Exercise: Write out the listing below in full and exactly, leaving out every picture.

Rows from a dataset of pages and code
.....

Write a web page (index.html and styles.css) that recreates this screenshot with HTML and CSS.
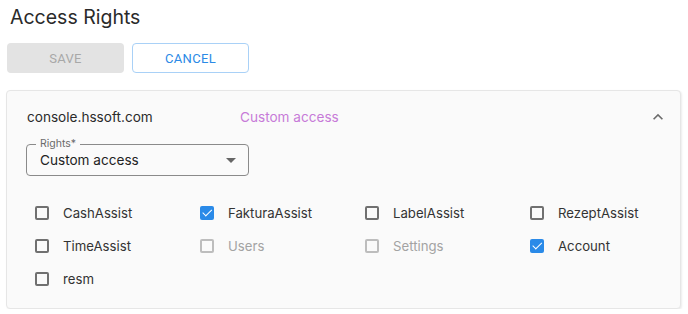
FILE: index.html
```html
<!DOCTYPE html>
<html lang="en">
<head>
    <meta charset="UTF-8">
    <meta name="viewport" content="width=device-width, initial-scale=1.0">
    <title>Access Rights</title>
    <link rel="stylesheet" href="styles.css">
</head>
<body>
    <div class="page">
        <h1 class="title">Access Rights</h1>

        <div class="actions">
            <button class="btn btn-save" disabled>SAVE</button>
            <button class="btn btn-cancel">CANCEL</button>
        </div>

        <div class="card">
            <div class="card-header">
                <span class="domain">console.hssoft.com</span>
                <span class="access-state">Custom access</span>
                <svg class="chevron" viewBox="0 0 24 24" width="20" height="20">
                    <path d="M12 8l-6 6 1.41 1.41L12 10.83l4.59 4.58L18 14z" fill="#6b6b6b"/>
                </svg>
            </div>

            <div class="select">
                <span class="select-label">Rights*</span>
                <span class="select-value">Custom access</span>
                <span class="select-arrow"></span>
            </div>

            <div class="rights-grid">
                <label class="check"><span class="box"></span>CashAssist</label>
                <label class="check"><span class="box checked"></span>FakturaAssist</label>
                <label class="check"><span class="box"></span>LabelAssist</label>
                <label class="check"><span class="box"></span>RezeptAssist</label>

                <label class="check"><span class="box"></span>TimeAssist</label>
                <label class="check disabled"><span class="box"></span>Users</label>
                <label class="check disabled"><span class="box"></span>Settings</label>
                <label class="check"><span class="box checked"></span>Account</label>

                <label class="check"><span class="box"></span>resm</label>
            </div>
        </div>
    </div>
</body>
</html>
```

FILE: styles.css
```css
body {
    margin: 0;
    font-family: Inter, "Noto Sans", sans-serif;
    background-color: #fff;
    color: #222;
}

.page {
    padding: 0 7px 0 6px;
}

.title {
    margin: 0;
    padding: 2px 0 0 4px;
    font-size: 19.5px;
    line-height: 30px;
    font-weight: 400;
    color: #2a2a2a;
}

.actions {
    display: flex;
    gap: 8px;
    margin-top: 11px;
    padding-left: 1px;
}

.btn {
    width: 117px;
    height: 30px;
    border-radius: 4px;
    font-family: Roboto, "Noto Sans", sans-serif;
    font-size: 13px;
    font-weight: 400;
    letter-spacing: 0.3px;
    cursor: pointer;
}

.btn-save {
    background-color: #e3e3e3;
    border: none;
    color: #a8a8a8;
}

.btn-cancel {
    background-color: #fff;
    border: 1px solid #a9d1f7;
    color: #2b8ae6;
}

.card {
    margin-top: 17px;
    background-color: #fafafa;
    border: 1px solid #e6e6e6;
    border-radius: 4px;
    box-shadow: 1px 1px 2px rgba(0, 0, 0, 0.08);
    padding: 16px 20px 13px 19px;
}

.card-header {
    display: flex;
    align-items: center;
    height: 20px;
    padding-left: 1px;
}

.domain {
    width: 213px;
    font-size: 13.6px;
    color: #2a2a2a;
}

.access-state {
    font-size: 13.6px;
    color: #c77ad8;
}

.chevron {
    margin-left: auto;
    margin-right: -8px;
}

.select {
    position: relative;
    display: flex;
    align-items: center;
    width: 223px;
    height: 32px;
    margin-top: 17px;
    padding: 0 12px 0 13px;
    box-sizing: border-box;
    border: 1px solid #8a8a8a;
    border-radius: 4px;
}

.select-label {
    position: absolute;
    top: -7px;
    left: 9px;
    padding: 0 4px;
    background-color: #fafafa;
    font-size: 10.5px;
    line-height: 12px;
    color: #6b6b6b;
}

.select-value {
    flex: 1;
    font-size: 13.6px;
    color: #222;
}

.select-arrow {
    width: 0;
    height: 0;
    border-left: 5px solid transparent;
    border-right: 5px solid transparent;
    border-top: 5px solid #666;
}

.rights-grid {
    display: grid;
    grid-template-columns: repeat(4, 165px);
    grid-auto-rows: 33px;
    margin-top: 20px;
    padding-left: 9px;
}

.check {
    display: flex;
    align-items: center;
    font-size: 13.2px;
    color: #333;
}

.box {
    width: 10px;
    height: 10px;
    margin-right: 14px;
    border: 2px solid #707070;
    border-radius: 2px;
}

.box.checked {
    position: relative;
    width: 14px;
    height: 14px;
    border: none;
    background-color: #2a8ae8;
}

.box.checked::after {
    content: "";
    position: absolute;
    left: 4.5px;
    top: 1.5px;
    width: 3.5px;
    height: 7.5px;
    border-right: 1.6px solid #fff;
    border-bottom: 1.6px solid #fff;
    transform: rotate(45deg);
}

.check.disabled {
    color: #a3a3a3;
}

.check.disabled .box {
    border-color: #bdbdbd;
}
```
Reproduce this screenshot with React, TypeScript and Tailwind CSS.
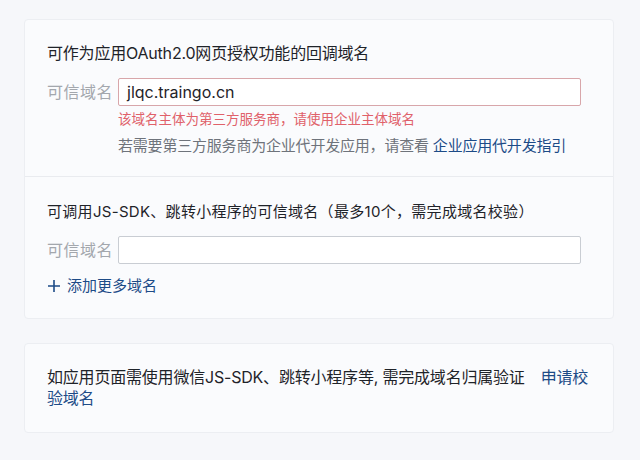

.....

Task answer:
Write a web page (index.html and styles.css) that recreates this screenshot with HTML and CSS.
FILE: index.html
```html
<!DOCTYPE html>
<html lang="en">
<head>
    <meta charset="UTF-8">
    <meta name="viewport" content="width=device-width, initial-scale=1.0">
    <title>Access Rights</title>
    <link rel="stylesheet" href="styles.css">
</head>
<body>
    <div class="page">
        <h1 class="title">Access Rights</h1>

        <div class="actions">
            <button class="btn btn-save" disabled>SAVE</button>
            <button class="btn btn-cancel">CANCEL</button>
        </div>

        <div class="card">
            <div class="card-header">
                <span class="domain">console.hssoft.com</span>
                <span class="access-state">Custom access</span>
                <svg class="chevron" viewBox="0 0 24 24" width="20" height="20">
                    <path d="M12 8l-6 6 1.41 1.41L12 10.83l4.59 4.58L18 14z" fill="#6b6b6b"/>
                </svg>
            </div>

            <div class="select">
                <span class="select-label">Rights*</span>
                <span class="select-value">Custom access</span>
                <span class="select-arrow"></span>
            </div>

            <div class="rights-grid">
                <label class="check"><span class="box"></span>CashAssist</label>
                <label class="check"><span class="box checked"></span>FakturaAssist</label>
                <label class="check"><span class="box"></span>LabelAssist</label>
                <label class="check"><span class="box"></span>RezeptAssist</label>

                <label class="check"><span class="box"></span>TimeAssist</label>
                <label class="check disabled"><span class="box"></span>Users</label>
                <label class="check disabled"><span class="box"></span>Settings</label>
                <label class="check"><span class="box checked"></span>Account</label>

                <label class="check"><span class="box"></span>resm</label>
            </div>
        </div>
    </div>
</body>
</html>
```

FILE: styles.css
```css
body {
    margin: 0;
    font-family: Inter, "Noto Sans", sans-serif;
    background-color: #fff;
    color: #222;
}

.page {
    padding: 0 7px 0 6px;
}

.title {
    margin: 0;
    padding: 2px 0 0 4px;
    font-size: 19.5px;
    line-height: 30px;
    font-weight: 400;
    color: #2a2a2a;
}

.actions {
    display: flex;
    gap: 8px;
    margin-top: 11px;
    padding-left: 1px;
}

.btn {
    width: 117px;
    height: 30px;
    border-radius: 4px;
    font-family: Roboto, "Noto Sans", sans-serif;
    font-size: 13px;
    font-weight: 400;
    letter-spacing: 0.3px;
    cursor: pointer;
}

.btn-save {
    background-color: #e3e3e3;
    border: none;
    color: #a8a8a8;
}

.btn-cancel {
    background-color: #fff;
    border: 1px solid #a9d1f7;
    color: #2b8ae6;
}

.card {
    margin-top: 17px;
    background-color: #fafafa;
    border: 1px solid #e6e6e6;
    border-radius: 4px;
    box-shadow: 1px 1px 2px rgba(0, 0, 0, 0.08);
    padding: 16px 20px 13px 19px;
}

.card-header {
    display: flex;
    align-items: center;
    height: 20px;
    padding-left: 1px;
}

.domain {
    width: 213px;
    font-size: 13.6px;
    color: #2a2a2a;
}

.access-state {
    font-size: 13.6px;
    color: #c77ad8;
}

.chevron {
    margin-left: auto;
    margin-right: -8px;
}

.select {
    position: relative;
    display: flex;
    align-items: center;
    width: 223px;
    height: 32px;
    margin-top: 17px;
    padding: 0 12px 0 13px;
    box-sizing: border-box;
    border: 1px solid #8a8a8a;
    border-radius: 4px;
}

.select-label {
    position: absolute;
    top: -7px;
    left: 9px;
    padding: 0 4px;
    background-color: #fafafa;
    font-size: 10.5px;
    line-height: 12px;
    color: #6b6b6b;
}

.select-value {
    flex: 1;
    font-size: 13.6px;
    color: #222;
}

.select-arrow {
    width: 0;
    height: 0;
    border-left: 5px solid transparent;
    border-right: 5px solid transparent;
    border-top: 5px solid #666;
}

.rights-grid {
    display: grid;
    grid-template-columns: repeat(4, 165px);
    grid-auto-rows: 33px;
    margin-top: 20px;
    padding-left: 9px;
}

.check {
    display: flex;
    align-items: center;
    font-size: 13.2px;
    color: #333;
}

.box {
    width: 10px;
    height: 10px;
    margin-right: 14px;
    border: 2px solid #707070;
    border-radius: 2px;
}

.box.checked {
    position: relative;
    width: 14px;
    height: 14px;
    border: none;
    background-color: #2a8ae8;
}

.box.checked::after {
    content: "";
    position: absolute;
    left: 4.5px;
    top: 1.5px;
    width: 3.5px;
    height: 7.5px;
    border-right: 1.6px solid #fff;
    border-bottom: 1.6px solid #fff;
    transform: rotate(45deg);
}

.check.disabled {
    color: #a3a3a3;
}

.check.disabled .box {
    border-color: #bdbdbd;
}
```
Reproduce this screenshot with React, TypeScript and Tailwind CSS.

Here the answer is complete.